Jalan ke Depan: Menuju Pemekaran yang Berkelanjutan
Melihat kompleksitas di atas, kebijakan pemekaran wilayah seharusnya tidak hanya didasarkan pada aspirasi politik atau geografis semata, melainkan melalui kajian yang komprehensif dan multidimensional.
Pertama, moratorium pemekaran perlu dipertahankan dan dievaluasi secara berkala, kecuali untuk kondisi yang sangat mendesak dan telah memenuhi kriteria ketat. Kedua, kriteria pemekaran harus lebih diperketat, tidak hanya aspek demografi dan luas wilayah, tetapi juga potensi ekonomi, kapasitas fiskal, kesiapan SDM, serta komitmen terhadap peningkatan pelayanan publik.

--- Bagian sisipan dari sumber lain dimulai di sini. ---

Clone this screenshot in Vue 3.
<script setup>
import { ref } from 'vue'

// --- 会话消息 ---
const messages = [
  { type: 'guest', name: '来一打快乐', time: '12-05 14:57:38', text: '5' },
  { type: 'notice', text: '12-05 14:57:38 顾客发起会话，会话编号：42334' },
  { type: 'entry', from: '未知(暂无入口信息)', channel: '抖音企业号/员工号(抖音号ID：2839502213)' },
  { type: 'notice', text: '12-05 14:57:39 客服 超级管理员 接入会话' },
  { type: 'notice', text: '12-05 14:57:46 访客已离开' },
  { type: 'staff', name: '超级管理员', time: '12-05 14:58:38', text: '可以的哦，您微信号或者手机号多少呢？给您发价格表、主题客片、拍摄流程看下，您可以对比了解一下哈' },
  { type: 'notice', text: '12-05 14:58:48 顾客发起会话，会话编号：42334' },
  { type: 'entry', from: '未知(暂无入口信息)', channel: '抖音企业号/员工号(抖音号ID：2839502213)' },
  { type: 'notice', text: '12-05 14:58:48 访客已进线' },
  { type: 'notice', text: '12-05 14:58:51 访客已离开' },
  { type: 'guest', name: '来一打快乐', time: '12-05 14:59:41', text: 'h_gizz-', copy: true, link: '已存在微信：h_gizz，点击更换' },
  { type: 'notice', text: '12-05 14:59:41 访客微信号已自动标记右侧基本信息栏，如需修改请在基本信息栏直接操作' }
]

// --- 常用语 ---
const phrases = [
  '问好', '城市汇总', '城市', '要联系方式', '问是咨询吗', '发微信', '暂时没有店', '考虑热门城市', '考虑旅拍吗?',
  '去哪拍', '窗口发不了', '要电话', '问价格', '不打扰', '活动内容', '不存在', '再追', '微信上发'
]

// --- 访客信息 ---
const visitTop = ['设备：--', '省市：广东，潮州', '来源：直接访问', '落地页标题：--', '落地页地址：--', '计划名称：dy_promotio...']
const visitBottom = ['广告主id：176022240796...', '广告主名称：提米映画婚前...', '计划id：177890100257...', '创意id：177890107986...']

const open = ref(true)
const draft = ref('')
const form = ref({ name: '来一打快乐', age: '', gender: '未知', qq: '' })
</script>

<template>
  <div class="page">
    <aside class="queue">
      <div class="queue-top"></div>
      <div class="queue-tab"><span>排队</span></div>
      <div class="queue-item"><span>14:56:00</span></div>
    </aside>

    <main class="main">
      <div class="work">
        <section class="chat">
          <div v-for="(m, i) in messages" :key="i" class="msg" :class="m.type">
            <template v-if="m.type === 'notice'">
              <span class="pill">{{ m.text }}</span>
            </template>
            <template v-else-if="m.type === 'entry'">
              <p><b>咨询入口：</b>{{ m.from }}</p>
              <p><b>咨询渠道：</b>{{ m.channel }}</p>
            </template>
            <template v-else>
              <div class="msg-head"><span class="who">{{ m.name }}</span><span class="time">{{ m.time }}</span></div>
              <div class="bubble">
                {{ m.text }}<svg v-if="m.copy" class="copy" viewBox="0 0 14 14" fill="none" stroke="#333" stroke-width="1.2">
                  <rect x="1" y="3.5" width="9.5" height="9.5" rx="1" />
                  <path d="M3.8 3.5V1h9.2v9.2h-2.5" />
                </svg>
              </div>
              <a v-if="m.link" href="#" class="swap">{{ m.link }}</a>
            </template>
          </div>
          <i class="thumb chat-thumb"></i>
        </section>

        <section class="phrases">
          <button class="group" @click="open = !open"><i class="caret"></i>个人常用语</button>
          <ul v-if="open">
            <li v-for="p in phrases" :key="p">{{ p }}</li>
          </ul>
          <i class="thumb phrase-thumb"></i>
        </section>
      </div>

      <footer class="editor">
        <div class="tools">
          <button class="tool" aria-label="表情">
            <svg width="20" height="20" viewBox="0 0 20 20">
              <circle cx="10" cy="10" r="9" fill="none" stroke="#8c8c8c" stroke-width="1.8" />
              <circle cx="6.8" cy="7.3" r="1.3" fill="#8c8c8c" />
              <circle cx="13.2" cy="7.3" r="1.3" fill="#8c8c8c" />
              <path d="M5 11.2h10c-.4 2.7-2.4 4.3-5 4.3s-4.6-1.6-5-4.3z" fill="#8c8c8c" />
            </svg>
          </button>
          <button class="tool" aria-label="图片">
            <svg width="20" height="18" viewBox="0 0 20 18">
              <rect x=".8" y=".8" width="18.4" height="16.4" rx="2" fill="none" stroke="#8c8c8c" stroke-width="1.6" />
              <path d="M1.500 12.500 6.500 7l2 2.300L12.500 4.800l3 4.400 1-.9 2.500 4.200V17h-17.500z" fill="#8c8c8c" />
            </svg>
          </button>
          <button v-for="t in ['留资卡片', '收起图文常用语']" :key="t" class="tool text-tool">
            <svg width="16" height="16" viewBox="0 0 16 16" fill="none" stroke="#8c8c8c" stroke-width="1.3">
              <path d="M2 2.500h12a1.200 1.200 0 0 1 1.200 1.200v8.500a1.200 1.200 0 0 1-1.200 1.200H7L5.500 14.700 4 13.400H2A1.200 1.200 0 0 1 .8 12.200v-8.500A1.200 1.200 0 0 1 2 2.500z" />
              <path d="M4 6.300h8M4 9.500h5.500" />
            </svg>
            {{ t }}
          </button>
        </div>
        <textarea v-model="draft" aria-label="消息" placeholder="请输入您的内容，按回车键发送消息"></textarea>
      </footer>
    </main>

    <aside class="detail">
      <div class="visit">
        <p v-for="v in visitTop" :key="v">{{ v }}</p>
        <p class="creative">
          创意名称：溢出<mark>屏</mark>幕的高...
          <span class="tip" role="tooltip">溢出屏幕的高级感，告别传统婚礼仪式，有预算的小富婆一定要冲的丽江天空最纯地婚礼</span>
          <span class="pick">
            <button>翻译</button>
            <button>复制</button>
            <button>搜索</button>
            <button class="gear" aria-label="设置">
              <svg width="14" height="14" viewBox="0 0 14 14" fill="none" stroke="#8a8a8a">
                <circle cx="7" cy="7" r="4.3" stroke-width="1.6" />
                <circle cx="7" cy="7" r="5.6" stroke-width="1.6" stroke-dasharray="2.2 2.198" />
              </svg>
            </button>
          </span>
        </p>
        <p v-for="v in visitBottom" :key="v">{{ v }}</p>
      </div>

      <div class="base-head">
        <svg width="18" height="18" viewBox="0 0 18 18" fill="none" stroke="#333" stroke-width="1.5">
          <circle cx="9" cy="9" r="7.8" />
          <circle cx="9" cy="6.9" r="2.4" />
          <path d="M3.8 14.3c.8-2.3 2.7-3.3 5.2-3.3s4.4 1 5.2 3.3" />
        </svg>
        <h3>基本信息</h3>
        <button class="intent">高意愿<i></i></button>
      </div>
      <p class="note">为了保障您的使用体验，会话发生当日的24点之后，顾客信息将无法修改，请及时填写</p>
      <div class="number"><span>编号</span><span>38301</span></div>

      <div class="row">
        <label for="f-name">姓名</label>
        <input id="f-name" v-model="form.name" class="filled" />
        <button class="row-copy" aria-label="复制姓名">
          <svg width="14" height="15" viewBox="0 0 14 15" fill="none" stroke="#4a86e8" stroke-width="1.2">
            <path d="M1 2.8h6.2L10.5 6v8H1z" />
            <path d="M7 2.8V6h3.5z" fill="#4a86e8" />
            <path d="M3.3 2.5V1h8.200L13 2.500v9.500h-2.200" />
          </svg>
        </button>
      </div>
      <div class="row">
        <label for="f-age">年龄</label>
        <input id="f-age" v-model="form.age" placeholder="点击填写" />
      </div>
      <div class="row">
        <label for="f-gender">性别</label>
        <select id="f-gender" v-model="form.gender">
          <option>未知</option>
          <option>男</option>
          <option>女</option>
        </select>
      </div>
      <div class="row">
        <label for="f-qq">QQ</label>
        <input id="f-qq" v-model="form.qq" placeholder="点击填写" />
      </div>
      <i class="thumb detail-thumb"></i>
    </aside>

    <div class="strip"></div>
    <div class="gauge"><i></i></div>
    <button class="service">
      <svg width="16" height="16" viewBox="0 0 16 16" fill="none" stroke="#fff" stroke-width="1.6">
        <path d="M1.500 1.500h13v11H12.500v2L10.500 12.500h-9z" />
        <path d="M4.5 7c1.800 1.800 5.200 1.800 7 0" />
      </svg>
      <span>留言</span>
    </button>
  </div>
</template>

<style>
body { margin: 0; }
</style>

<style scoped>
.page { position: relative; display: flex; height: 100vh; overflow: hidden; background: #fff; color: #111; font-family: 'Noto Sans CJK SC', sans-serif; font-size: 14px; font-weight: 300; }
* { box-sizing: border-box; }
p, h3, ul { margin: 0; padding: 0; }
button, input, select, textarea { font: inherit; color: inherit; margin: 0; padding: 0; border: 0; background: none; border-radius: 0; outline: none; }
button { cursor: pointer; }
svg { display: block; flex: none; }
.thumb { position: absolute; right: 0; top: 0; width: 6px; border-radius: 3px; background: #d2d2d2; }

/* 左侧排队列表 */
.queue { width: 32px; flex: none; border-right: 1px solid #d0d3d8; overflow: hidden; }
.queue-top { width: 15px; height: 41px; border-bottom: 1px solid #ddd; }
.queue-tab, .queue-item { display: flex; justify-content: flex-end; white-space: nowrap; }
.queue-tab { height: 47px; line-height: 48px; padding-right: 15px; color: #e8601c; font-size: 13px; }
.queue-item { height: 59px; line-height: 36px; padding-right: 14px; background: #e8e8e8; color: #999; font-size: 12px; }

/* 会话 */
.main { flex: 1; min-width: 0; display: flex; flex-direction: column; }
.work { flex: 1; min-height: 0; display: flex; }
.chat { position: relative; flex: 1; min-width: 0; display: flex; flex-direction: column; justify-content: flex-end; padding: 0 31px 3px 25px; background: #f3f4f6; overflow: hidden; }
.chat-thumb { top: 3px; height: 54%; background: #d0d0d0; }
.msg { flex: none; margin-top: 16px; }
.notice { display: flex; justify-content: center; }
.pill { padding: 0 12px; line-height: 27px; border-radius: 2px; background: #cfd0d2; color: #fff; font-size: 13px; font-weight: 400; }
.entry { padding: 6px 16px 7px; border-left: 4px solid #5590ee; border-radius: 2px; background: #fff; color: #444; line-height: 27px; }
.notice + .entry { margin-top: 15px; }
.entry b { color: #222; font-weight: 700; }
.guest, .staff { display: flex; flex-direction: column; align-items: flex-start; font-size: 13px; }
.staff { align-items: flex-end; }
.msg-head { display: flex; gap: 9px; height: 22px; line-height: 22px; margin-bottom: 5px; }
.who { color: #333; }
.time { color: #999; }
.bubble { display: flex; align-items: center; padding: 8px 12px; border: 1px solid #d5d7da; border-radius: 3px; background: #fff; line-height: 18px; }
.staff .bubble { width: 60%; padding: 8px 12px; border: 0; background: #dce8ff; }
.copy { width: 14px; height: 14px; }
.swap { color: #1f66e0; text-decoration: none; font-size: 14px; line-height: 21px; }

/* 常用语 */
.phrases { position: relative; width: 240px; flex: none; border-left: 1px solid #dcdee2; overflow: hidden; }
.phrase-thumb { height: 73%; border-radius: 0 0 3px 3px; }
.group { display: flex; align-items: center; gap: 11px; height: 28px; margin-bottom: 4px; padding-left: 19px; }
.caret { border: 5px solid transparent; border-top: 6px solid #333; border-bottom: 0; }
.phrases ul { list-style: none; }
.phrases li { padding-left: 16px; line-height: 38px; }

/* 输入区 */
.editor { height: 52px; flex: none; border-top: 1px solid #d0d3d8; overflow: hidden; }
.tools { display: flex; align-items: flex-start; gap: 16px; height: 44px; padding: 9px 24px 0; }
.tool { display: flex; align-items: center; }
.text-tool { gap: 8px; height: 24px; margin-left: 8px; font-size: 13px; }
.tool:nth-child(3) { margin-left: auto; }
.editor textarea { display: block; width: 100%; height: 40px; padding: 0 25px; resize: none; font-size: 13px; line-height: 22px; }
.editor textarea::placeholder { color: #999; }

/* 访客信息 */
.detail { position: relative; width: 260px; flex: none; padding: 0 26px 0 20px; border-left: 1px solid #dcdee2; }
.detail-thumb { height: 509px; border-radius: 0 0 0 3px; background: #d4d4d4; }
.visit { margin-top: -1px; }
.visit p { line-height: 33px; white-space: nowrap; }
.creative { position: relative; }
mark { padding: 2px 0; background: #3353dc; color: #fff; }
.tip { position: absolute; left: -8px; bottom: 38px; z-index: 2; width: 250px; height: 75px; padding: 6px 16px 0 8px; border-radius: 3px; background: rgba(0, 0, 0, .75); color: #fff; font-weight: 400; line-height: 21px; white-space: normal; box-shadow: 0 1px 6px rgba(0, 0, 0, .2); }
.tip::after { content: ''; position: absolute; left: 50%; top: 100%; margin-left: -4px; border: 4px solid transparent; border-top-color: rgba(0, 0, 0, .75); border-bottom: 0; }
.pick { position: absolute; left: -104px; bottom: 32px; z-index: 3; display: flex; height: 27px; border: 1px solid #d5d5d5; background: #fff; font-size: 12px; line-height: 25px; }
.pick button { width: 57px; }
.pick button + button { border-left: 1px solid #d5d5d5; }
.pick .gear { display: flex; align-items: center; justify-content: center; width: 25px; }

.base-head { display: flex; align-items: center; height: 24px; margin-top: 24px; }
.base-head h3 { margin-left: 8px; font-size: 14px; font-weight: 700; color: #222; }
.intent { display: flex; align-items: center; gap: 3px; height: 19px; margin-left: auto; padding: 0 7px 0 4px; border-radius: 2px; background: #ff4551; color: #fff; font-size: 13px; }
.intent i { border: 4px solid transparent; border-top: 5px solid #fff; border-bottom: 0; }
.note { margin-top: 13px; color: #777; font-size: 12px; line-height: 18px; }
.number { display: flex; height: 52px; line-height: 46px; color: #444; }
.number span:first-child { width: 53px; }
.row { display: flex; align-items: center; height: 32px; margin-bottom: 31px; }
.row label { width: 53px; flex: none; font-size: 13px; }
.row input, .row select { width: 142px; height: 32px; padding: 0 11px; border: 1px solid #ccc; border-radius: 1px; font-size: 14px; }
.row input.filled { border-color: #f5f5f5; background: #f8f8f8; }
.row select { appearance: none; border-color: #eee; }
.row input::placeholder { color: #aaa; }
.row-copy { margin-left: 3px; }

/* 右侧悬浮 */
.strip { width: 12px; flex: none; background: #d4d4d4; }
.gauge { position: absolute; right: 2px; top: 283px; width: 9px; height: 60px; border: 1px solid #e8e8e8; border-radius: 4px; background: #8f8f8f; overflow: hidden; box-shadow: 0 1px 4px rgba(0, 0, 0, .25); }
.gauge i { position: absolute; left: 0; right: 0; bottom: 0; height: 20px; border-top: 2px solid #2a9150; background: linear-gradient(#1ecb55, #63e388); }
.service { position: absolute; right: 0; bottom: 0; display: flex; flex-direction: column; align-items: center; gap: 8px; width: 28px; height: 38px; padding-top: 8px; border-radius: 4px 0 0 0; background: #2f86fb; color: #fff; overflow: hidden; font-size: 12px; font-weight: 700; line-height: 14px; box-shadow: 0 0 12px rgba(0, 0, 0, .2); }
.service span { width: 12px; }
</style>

Ketiga, penguatan kapasitas SDM di daerah otonom baru menjadi krusial. Investasi dalam pendidikan, pelatihan, dan sistem meritokrasi dalam penempatan ASN harus menjadi prioritas. Keempat, pengawasan dan akuntabilitas penggunaan anggaran harus ditingkatkan, untuk memastikan dana benar-benar digunakan untuk kepentingan publik, bukan memperkaya segelintir elite. Kelima, fokus harus pada kualitas pelayanan dan pembangunan infrastruktur dasar, bukan sekadar pembentukan birokrasi baru.
Kesimpulan
Pemekaran wilayah adalah pisau bermata dua. Di satu sisi, ia menjanjikan pemerataan dan kedekatan pelayanan publik. Di sisi lain, tanpa perencanaan yang matang, kesiapan sumber daya, dan pengawasan yang ketat, ia justru dapat menjadi beban fiskal, menciptakan birokrasi yang inefisien, dan pada akhirnya menurunkan kualitas pelayanan publik yang seharusnya menjadi tujuan utamanya. Masa depan pelayanan publik di Indonesia sangat bergantung pada bagaimana kebijakan pemekaran wilayah ini dikelola, dari sekadar perluasan wilayah menuju pembangunan berkelanjutan yang benar-benar menyejahterakan rakyat.